La partie de la constitution qui concernait l’Amérique était assez libérale et propre à retenir encore quelque temps l’essor que cette belle partie du monde a pris depuis vers l’indépendance. Ces articles de la constitution avaient été faits par un jeune chanoine de Mexico nommé El Moral, homme plein d’esprit, de connaissances et d’amour de son pays. En général, ce qu’il y a de bon en Espagne est excellent, mais chez aucun peuple, les gens éclairés ne sont en plus petite proportion. Plus le corps de la nation est en arrière du siècle, plus on trouve de supériorité et de vraie grandeur dans les quinze ou vingt mille patriotes isolés au milieu de lu canaille et dont la gloire et les infortunes remplissent l’Europe. Je ne rencontre jamais une de ces nobles victimes sans m’étonner de l’effort prodigieux qu’a dû faire cette tête pour s’élancer au delà de l’insouciance et des fausses vertus[96]

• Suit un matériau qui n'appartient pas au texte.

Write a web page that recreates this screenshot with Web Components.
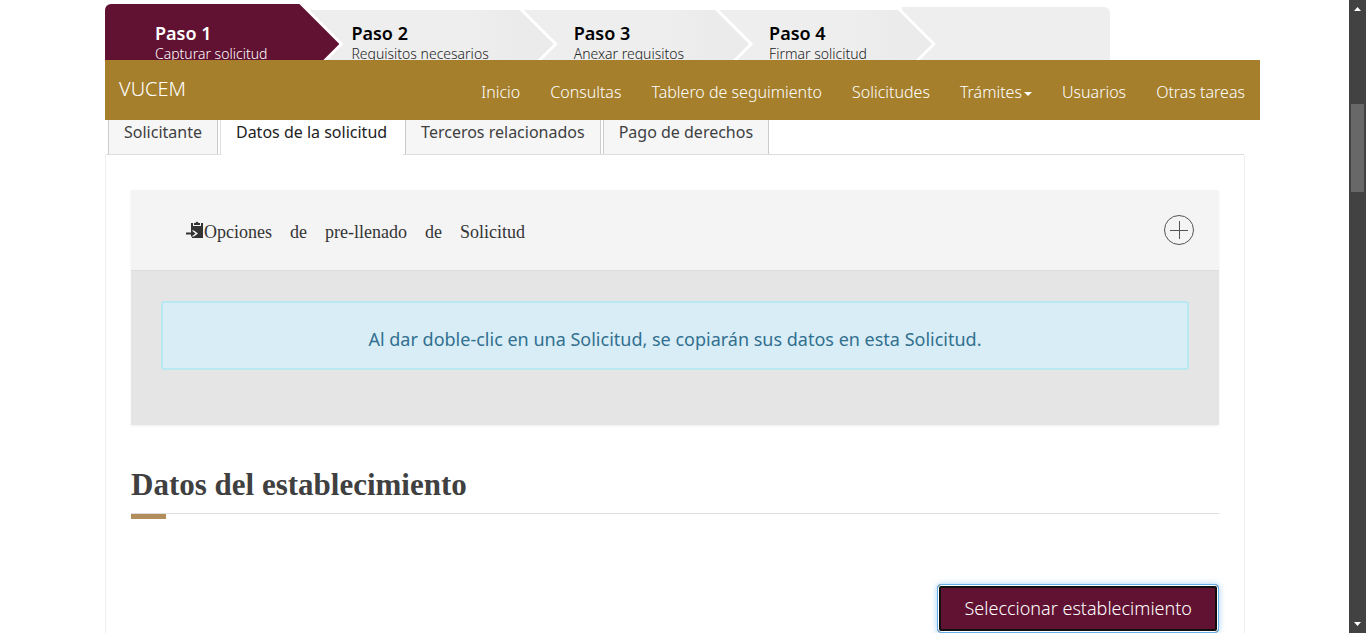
<!DOCTYPE html>
<html lang="es">
<head>
<meta charset="utf-8">
<meta name="viewport" content="width=device-width, initial-scale=1">
<title>VUCEM</title>
<style>
body { margin: 0; background: #fff; font-family: "Noto Sans", "Open Sans", sans-serif; font-size: 16px; color: #404041; }
</style>
</head>
<body>
<app-shell>
  <step-wizard>
    <wizard-step current>Paso 1<span slot="detail">Capturar solicitud</span></wizard-step>
    <wizard-step>Paso 2<span slot="detail">Requisitos necesarios</span></wizard-step>
    <wizard-step>Paso 3<span slot="detail">Anexar requisitos</span></wizard-step>
    <wizard-step>Paso 4<span slot="detail">Firmar solicitud</span></wizard-step>
  </step-wizard>
  <main-nav></main-nav>
  <tab-bar></tab-bar>
  <tab-panel>
    <fold-panel>
      <span slot="title">Opciones&emsp;de&emsp;pre-llenado&emsp;de&emsp;Solicitud</span>
      <info-alert>Al dar doble-clic en una Solicitud, se copiarán sus datos en esta Solicitud.</info-alert>
    </fold-panel>
    <section-title>Datos del establecimiento</section-title>
    <action-button>Seleccionar establecimiento</action-button>
  </tab-panel>
</app-shell>
<script>
const define = (name, html, setup) => customElements.define(name, class extends HTMLElement {
  constructor() {
    super();
    this.attachShadow({ mode: 'open' }).innerHTML = html;
    if (setup) setup(this, this.shadowRoot);
  }
});

define('app-shell', `
<style>
:host { display: grid; grid-template-columns: minmax(0, 1fr) 17px; height: 100vh; overflow: hidden; }
main { overflow: hidden; }
.container { box-sizing: border-box; max-width: 1171px; margin: 0 auto; padding: 0 15px 0 16px; }
</style>
<main><div class="container"><slot></slot></div></main>
<page-scrollbar></page-scrollbar>`);

define('page-scrollbar', `
<style>
:host { display: grid; grid-template-rows: 17px 87fr 88fr 424fr 17px; background: #424242; }
svg { display: block; width: 17px; height: 17px; fill: #fff; }
.thumb { grid-row: 3; margin: 0 2px; background: #686868; }
.down { grid-row: 5; }
</style>
<svg viewBox="0 0 17 17" aria-hidden="true"><path d="M5 11 8.500 7 12 11z"/></svg>
<div class="thumb"></div>
<svg class="down" viewBox="0 0 17 17" aria-hidden="true"><path d="M5 6 8.500 10 12 6z"/></svg>`);

define('step-wizard', `
<style>
:host { display: flex; align-items: flex-start; height: 60px; overflow: hidden; }
.rest { width: 208px; height: 74px; margin: 7px 0 0 -34px; background: #eee; border-radius: 0 6px 6px 0; }
</style>
<slot></slot><div class="rest"></div>`, host => {
  [...host.children].forEach((step, i, all) => { step.style.zIndex = all.length - i; });
});

define('wizard-step', `
<style>
:host {
  --half: 34px;
  position: relative; flex: none; margin: 10px 0 0 -34px; padding-right: 4px; background: #fff;
  clip-path: polygon(0 0, calc(100% - var(--half)) 0, 100% var(--half), calc(100% - var(--half)) 100%, 0 100%);
}
.face {
  box-sizing: border-box; height: calc(var(--half) * 2); padding: 11px 65px 0 50px;
  background: linear-gradient(to right, #eee calc(100% - 80px), #ebebeb calc(100% - 40px));
  clip-path: polygon(0 0, calc(100% - var(--half)) 0, 100% var(--half), calc(100% - var(--half)) 100%, 0 100%);
}
b { display: block; font-size: 18px; line-height: 24px; font-weight: 600; color: #000; }
.detail { display: block; font-size: 14px; line-height: 18px; font-weight: 300; color: #222; white-space: nowrap; }
:host([current]) { --half: 40px; margin: 4px -8px 0 0; }
:host([current]) .face { padding: 17px 72px 0 50px; background: #611232; border-radius: 6px 0 0 6px; }
:host([current]) b, :host([current]) .detail { color: #fff; }
</style>
<div class="face"><b><slot></slot></b><span class="detail"><slot name="detail"></slot></span></div>`);

define('main-nav', `
<style>
:host { display: block; margin-right: -15px; background: #a57f2c; }
nav { display: flex; justify-content: space-between; height: 60px; padding: 0 15px 0 14px; }
a { color: #fff; font-weight: 300; text-decoration: none; white-space: nowrap; }
.brand { font-size: 20px; line-height: 58px; }
ul { display: flex; gap: 30px; margin: 0; padding: 0; list-style: none; line-height: 64px; }
.caret { display: inline-block; margin-left: 2px; border: 4px solid transparent; border-top-color: currentColor; border-bottom: 0; vertical-align: middle; }
</style>
<nav>
  <a class="brand" href="#vucem">VUCEM</a>
  <ul>
    <li><a href="#inicio">Inicio</a></li>
    <li><a href="#consultas">Consultas</a></li>
    <li><a href="#tablero">Tablero de seguimiento</a></li>
    <li><a href="#solicitudes">Solicitudes</a></li>
    <li><a href="#tramites">Trámites<span class="caret"></span></a></li>
    <li><a href="#usuarios">Usuarios</a></li>
    <li><a href="#tareas">Otras tareas</a></li>
  </ul>
</nav>`);

define('tab-bar', `
<style>
:host { display: block; margin: 0 1px; border-bottom: 1px solid #ddd; }
ul { display: flex; gap: 2px; height: 34px; margin: 0; padding: 0 2px; list-style: none; }
a { display: block; height: 34px; padding: 0 15px; border: 1px solid #ccc; border-width: 0 1px; background: #f6f6f6; color: #404041; line-height: 24px; text-decoration: none; white-space: nowrap; }
a.active { height: 35px; border-color: #ddd; border-right-color: #fff; background: #fff; color: #222; }
</style>
<ul>
  <li><a href="#solicitante">Solicitante</a></li>
  <li><a href="#datos" class="active" aria-current="page">Datos de la solicitud</a></li>
  <li><a href="#terceros">Terceros relacionados</a></li>
  <li><a href="#pago">Pago de derechos</a></li>
</ul>`);

define('tab-panel', `
<style>
:host { display: block; padding: 35px 25px 24px; border: 1px solid #eee; border-width: 0 1px; }
</style>
<slot></slot>`);

define('fold-panel', `
<style>
:host { display: block; box-shadow: 0 1px 2px #0001; }
header { display: flex; align-items: center; height: 80px; padding: 0 25px 0 55px; background: #f4f4f4; border-bottom: 1px solid #ddd; }
h4 { display: flex; align-items: center; flex: 1; margin: 0; font: 18px/24px "Liberation Serif", "Times New Roman", serif; color: #333; }
.copy { width: 18px; height: 18px; fill: #333; }
.title { padding-top: 4px; }
button { width: 30px; height: 30px; padding: 0; border: 0; background: none; }
button svg { display: block; fill: none; stroke: #545454; }
.body { min-height: 93px; padding: 30px 30px 31px; background: #e5e5e5; }
</style>
<header>
  <h4>
    <svg class="copy" viewBox="0 0 18 18" aria-hidden="true"><path d="M5 2H7V5H15V2H17V17H6V15.500H8L12 12.500L8 9.500H5zM8 4V2H9.500Q11 -1 12.500 2H14V4zM0 11.500H5V9L9.500 12.500L5 16V13.500H0z"/></svg>
    <span class="title"><slot name="title"></slot></span>
  </h4>
  <button type="button" aria-label="Mostrar opciones"><svg width="30" height="30" viewBox="0 0 30 30"><circle cx="15" cy="15" r="14.500"/><path d="M6 15.500h18M15.500 6v18"/></svg></button>
</header>
<div class="body"><slot></slot></div>`);

define('info-alert', `
<style>
:host { display: block; padding: 24px 15px 17px; border: 2px solid #b8e8f0; border-radius: 3px; background: #d9edf7; color: #31708f; font-size: 18px; line-height: 24px; text-align: center; }
</style>
<slot></slot>`);

define('section-title', `
<style>
:host { display: block; margin-top: 40px; }
h3 { margin: 0; padding-bottom: 8px; border-bottom: 1px solid #ddd; font: bold 31px/40px "Liberation Serif", "Times New Roman", serif; color: #404041; }
.mark { width: 35px; height: 5px; background: #b38e5d; }
</style>
<h3><slot></slot></h3>
<div class="mark"></div>`);

define('action-button', `
<style>
:host { display: flex; justify-content: flex-end; margin-top: 65px; }
button {
  height: 49px; padding: 0 26px 2px; border: 1px solid #66afe9; border-radius: 4px; background: #611232; color: #fff;
  font: 300 18px/24px "Noto Sans", "Open Sans", sans-serif; white-space: nowrap;
  box-shadow: inset 0 0 0 1px #fff, inset 0 0 0 3px #101010, 0 0 6px #66afe999;
}
</style>
<button type="button"><slot></slot></button>`);
</script>
</body>
</html>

qui ont tourné l’indomptable courage du reste du peuple à son propre détriment. Les Auguste Arguelles, les El Moral, les Porlier, les Llorente montrent à l’Europe ce que sera l’Espagne dix ans après qu’elle aura arraché à ses rois le gouvernement des deux chambres et la fin de l’Inquisition.Joseph et la convention quittèrent Bayonne le 7 juillet. Si l’on n’avait jugé ce qui venait de se passer que par le cortège qui l’entourait, on n’aurait jamais soupçonné le changement étonnant qui venait de s’opérer. Il apparaissait aux Espagnols au milieu des ministres et des officiers qui avaient servi leurs anciens maîtres. De tout ce qui avait existé à la cour des Bourbons, il n’y avait de changé que le roi. Qu’on dise après cela que l’appui des rois est dans leur noblesse! La noblesse au contraire est ce qui rend la royauté odieuse.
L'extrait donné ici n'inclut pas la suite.